= Geoffroi Jacques Flach =

French jurist and historian (1846–1919)

Geoffroi Jacques Flach (February 16, 1846 – December 4, 1919) was a French jurist and historian born at Strasbourg, Alsace, of a family known at least as early as the 16th century, when Sigismond Flach was the first professor of law at University of Strasbourg.

G.J. Flach studied classics and law at Strasbourg, and in 1869 took his degree of doctor of law. In his theses as well as in his early writings such as De la subrogation réelle, La Bonorum possessio, and Sur la durée des effets de la minorité (1870) he endeavored to explain the problems of laws by means of history, an idea which was new to France at that time. The Franco-Prussian War engaged Flach's activities in other directions, and he spent two years (described in his Strasbourg après le bombardment, 1873) at work on the rebuilding of the library and the museum, which had been destroyed by Prussian shells.

When the time came for him to choose between Germany and France, he settled definitely in Paris, where he completed his scientific training at the École des Chartes and the École des Hautes Études. Having acted for some time as secretary to Jules Sénard, ex-president of the Constituent Assembly, he published an original paper on artistic copyright, but as soon as possible resumed the history of law. In 1879 he became assistant to the jurist Édouard René de Laboulaye at the Collège de France, and succeeded him in 1884 in the chair of comparative legislation.

Since 1877 he had been professor of comparative law at the free school of the political sciences. To qualify himself for these two positions he had to study the most diverse civilizations, including those of the East and Far East (e.g. Hungary, Russia and Japan) and even the antiquities of Babylonia and other Asiatic countries. Some of his lectures have been published, particularly those concerning Ireland: Histoire du régime agraire de l'Irlande (1883); Considérations sur l'histoire politique de l'Irlande (1885); and Jonathan Swift, son action politique en Irlande (1886).

His chief efforts, however, were concentrated on the history of ancient French law. A celebrated lawsuit in Alsace, pleaded by his friend and compatriot Ignace Chauffour, aroused his interest by reviving the question of the origin of the feudal laws, and gradually led him to study the formation of those laws and the early growth of the feudal system. His great work, Les Origines de l'ancienne France, was produced slowly. In the first volume, Le Régime seigneurial (1886), he depicts the triumph of individualism and anarchy, showing how, after Charlemagne's great but sterile efforts to restore the Roman principle of sovereignty, the great landowners gradually monopolized the various functions in the state; how society modelled on antiquity disappeared; and how the only living organisms were vassalage and clientship.

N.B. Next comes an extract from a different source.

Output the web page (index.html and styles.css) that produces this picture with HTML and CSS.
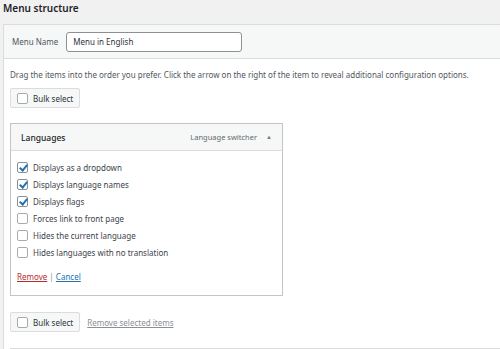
FILE: index.html
```html
<!DOCTYPE html>
<html lang="en">
<head>
<meta charset="UTF-8" />
<meta name="viewport" content="width=device-width, initial-scale=1" />
<title>Menu structure</title>
<link rel="stylesheet" href="styles.css">
</head>
<body>

<h2 class="title">Menu structure</h2>

<div class="menu-edit">
  <div class="menu-header">
    <label class="name-label">Menu Name</label>
    <input class="name-input" type="text" value="Menu in English">
  </div>

  <div class="menu-body">
    <p class="hint">Drag the items into the order you prefer. Click the arrow on the right of the item to reveal additional configuration options.</p>

    <div class="bulk-row">
      <span class="bulk-btn"><span class="box"></span>Bulk select</span>
    </div>

    <div class="item">
      <div class="item-bar">
        <span class="item-title">Languages</span>
        <span class="item-type">Language switcher</span>
        <span class="arrow">&#9650;</span>
      </div>
      <div class="item-settings">
        <label class="opt"><span class="box checked"></span>Displays as a dropdown</label>
        <label class="opt"><span class="box checked"></span>Displays language names</label>
        <label class="opt"><span class="box checked"></span>Displays flags</label>
        <label class="opt"><span class="box"></span>Forces link to front page</label>
        <label class="opt"><span class="box"></span>Hides the current language</label>
        <label class="opt"><span class="box"></span>Hides languages with no translation</label>
        <div class="actions">
          <a class="remove" href="#">Remove</a> <span class="sep">|</span> <a class="cancel" href="#">Cancel</a>
        </div>
      </div>
    </div>

    <div class="bulk-row">
      <span class="bulk-btn"><span class="box"></span>Bulk select</span>
      <a class="remove-selected" href="#">Remove selected items</a>
    </div>
  </div>

  <div class="menu-footer"></div>
</div>

</body>
</html>
```

FILE: styles.css
```css
html, body {
  margin: 0;
  overflow: hidden;
}
body {
  font-family: "Noto Sans", sans-serif;
  font-size: 8px;
  color: #3c434a;
  background: #f1f1f1;
  width: 500px;
  height: 349px;
}

.title {
  margin: 0;
  padding: 0 0 0 3px;
  height: 24px;
  line-height: 16px;
  font-size: 10px;
  font-weight: 600;
  color: #1d2327;
}

/* --- box principale (il bordo destro resta fuori dallo schermo) --- */
.menu-edit {
  margin-left: 3px;
  border: 1px solid #dcdcde;
  border-right: none;
  background: #fff;
  height: 340px;
}
.menu-header {
  display: flex;
  align-items: center;
  height: 33px;
  padding: 0 8px;
  background: #f6f7f7;
  border-bottom: 1px solid #dcdcde;
}
.name-label {
  color: #50575e;
  margin-right: 8px;
}
.name-input {
  width: 176px;
  height: 20px;
  box-sizing: border-box;
  border: 1px solid #8c8f94;
  border-radius: 3px;
  padding: 0 6px;
  font: inherit;
  color: #2c3338;
  background: #fff;
}

.menu-body {
  padding: 0 6px;
}
.hint {
  margin: 9px 0 6px;
  line-height: 14px;
  color: #50575e;
}

/* --- bulk select --- */
.bulk-row {
  display: flex;
  align-items: center;
  gap: 7px;
}
.bulk-btn {
  display: inline-flex;
  align-items: center;
  gap: 5px;
  height: 20px;
  box-sizing: border-box;
  padding: 0 6px;
  background: #f6f7f7;
  border: 1px solid #dcdcde;
  border-radius: 2px;
  color: #2c3338;
}
.box {
  display: inline-block;
  width: 9px;
  height: 9px;
  border: 1px solid #a7aaad;
  border-radius: 2px;
  background: #fff;
  position: relative;
}
.box.checked {
  border-color: #8c8f94;
}
.box.checked::after {
  content: "";
  position: absolute;
  left: 3px;
  top: 0;
  width: 3px;
  height: 6px;
  border: solid #2271b1;
  border-width: 0 2px 2px 0;
  transform: rotate(40deg);
}

/* --- voce menu --- */
.item {
  width: 271px;
  margin: 15px 0 16px;
  border: 1px solid #c3c4c7;
}
.item-bar {
  display: flex;
  align-items: center;
  height: 26px;
  padding: 0 10px;
  background: #f6f7f7;
  border-bottom: 1px solid #dcdcde;
}
.item-title {
  flex: 1;
  font-size: 8.5px;
  font-weight: 500;
  color: #1d2327;
}
.item-type {
  color: #646970;
  font-size: 7.5px;
}
.arrow {
  margin-left: 9px;
  font-size: 6px;
  color: #787c82;
}
.item-settings {
  padding: 8px 6px 13px;
}
.opt {
  display: flex;
  align-items: center;
  gap: 5px;
  height: 17px;
}
.actions {
  margin-top: 10px;
}
.remove {
  color: #b32d2e;
}
.cancel {
  color: #2271b1;
}
.sep {
  color: #8c8f94;
}
.remove-selected {
  color: #8c8f94;
}

.menu-footer {
  margin: 16px 0 0 6px;
  border-top: 1px solid #dcdcde;
}
```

The second volume, Les Origines communales, et féodalité et la chevalerie (1893), deals with the reconstruction of society on new bases which took place in the 10th and 11th centuries. It explains how the Gallo-Roman villa gave place to the village, with its fortified castle, the residence of the lord; how new towns were formed by the side of old, some of which disappeared; how the townspeople united in corporations; and how the communal bond proved to be a powerful instrument of cohesion. At the same time it traces the birth of feudalism from the germs of the Gallo-Roman personal comitalus; and shows how the bond that united the different parties was the contract of the fief; and how, after a slow growth of three centuries, feudalism was definitely organized in the 12th century.

In 1904 appeared the third volume, La Renaissance de l'État, in which the author describes the efforts of the Direct Capetian kings to reconstruct the power of the Frankish kings over the whole of Gaul; and goes on to show how the clergy, the heirs of the imperial tradition, encouraged this ambition; how the great lords of the kingdom (the "princes", as Flach calls them), whether as allies or foes, pursued the same end; and how, before the close of the 12th century, the Capetian kings were in possession of the organs and the means of action which were to render them so powerful and bring about the early downfall of feudalism.

In these three volumes, which appeared at long intervals, the author's theories are not always in complete harmony, nor are they always presented in a very luminous or coherent manner, but they are marked by originality and vigour. Flach gave them a solid basis by the wide range of his researches, utilizing charters and cartularies (published and unpublished), chronicles, lives of saints, and even those dangerous guides, the chansons de geste.

He owed little to the historians of feudalism, who knew what feudalism was, but not how it came about. He pursued the same method in his L'Origine de l'habitation et des lieux habités en France (1899), in which he discusses some of the theories circulated by A Meitzen in Germany and by Arbois de Jubainville in France. Following in the footsteps of the jurist F. K. von Savigny, Flach studied the teaching of law in the Middle Ages and the Renaissance, and produced Cujas les glossateurs et les Bartolistes (1883), and Études critiques sur l'histoire du droit romain au moyen âge, avec textes inédits (1890).

Flach's library was purchased by the University of Missouri in 1920 and is preserved at the University of Missouri Libraries.